Exercise requirements :: Copy out each line of the material below that holds the string "React".

* * *

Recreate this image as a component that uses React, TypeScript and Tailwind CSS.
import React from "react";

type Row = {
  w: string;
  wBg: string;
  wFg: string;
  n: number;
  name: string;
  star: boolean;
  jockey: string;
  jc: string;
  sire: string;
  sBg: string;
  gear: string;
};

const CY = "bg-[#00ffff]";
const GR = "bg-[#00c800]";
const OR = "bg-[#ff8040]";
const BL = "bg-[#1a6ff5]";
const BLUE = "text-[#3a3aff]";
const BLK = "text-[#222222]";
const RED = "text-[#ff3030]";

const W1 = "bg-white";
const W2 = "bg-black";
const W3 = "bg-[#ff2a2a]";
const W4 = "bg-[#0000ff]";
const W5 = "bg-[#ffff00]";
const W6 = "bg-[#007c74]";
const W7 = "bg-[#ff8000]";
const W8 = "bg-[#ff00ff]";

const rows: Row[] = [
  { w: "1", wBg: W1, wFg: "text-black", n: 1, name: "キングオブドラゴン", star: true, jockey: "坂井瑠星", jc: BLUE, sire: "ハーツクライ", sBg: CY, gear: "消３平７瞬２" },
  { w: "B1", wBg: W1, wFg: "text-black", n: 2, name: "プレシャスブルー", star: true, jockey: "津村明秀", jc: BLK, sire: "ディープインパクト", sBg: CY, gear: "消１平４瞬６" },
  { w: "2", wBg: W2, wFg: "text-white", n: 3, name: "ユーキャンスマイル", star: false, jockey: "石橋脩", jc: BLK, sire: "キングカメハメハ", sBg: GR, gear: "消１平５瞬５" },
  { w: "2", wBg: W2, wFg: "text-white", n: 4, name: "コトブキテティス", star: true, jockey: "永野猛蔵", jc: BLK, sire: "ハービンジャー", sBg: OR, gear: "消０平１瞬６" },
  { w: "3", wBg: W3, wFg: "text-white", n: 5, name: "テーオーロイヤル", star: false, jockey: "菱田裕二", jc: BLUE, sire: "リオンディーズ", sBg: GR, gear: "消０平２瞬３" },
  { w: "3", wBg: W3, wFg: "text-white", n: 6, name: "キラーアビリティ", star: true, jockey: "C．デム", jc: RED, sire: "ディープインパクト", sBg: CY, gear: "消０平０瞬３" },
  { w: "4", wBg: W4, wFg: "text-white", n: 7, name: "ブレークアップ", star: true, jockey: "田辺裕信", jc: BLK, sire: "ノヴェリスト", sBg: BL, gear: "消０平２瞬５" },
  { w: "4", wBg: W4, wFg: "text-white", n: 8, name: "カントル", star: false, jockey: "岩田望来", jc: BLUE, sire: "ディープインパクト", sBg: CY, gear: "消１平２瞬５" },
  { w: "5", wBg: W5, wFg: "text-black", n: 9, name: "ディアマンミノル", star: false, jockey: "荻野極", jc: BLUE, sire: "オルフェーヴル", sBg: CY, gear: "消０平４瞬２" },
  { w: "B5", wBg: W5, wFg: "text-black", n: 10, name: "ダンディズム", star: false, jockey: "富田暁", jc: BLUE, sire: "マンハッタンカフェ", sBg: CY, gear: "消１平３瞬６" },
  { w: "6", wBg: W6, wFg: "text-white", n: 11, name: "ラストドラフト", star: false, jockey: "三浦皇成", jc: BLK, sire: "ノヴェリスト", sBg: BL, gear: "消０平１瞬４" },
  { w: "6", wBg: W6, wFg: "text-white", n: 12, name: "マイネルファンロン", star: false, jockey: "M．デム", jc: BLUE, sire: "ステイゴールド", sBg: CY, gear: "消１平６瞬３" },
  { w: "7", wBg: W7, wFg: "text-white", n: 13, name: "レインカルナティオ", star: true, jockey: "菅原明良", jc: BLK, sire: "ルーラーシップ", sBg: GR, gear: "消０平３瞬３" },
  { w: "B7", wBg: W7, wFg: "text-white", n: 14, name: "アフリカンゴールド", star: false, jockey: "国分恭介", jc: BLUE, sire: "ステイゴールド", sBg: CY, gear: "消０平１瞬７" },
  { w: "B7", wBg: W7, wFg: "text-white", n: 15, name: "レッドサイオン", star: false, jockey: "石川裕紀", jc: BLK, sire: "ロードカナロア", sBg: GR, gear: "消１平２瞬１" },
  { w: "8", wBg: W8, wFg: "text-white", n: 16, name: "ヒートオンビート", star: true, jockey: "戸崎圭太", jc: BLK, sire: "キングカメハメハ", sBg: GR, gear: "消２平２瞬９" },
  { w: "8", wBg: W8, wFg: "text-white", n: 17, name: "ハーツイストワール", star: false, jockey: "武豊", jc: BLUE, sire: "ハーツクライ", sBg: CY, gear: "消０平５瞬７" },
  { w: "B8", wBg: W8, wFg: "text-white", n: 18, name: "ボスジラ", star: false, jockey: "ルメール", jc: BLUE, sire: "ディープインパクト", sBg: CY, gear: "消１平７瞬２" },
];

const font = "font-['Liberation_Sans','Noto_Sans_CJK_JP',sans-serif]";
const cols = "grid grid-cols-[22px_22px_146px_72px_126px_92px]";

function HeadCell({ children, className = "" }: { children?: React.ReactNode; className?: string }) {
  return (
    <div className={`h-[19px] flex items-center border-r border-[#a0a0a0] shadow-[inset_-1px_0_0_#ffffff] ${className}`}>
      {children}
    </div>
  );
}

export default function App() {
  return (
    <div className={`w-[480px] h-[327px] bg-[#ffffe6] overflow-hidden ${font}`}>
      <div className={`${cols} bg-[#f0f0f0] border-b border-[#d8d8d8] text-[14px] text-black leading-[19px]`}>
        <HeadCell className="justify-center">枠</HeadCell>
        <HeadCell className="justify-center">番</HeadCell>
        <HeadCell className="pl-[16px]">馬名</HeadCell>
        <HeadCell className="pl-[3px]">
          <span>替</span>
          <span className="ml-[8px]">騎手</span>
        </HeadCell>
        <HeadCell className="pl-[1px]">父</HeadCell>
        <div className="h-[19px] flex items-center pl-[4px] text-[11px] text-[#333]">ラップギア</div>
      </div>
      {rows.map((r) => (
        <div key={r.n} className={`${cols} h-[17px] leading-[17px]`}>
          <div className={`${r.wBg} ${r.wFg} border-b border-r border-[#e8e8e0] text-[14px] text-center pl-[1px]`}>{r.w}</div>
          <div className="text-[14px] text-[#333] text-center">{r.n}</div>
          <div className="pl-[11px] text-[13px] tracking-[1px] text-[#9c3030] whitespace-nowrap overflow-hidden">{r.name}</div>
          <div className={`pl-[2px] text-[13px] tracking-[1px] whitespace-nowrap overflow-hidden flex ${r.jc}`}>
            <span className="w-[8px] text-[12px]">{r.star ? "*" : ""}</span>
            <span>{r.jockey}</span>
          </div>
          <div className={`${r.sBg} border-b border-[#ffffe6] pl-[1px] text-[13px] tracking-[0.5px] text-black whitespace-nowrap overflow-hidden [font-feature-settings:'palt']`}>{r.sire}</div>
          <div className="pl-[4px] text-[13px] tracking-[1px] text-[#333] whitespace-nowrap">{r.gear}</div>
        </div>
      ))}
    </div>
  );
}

* * *

Exercise response ::
Recreate this image as a component that uses React, TypeScript and Tailwind CSS.
import React from "react";
function HeadCell({ children, className = "" }: { children?: React.ReactNode; className?: string }) {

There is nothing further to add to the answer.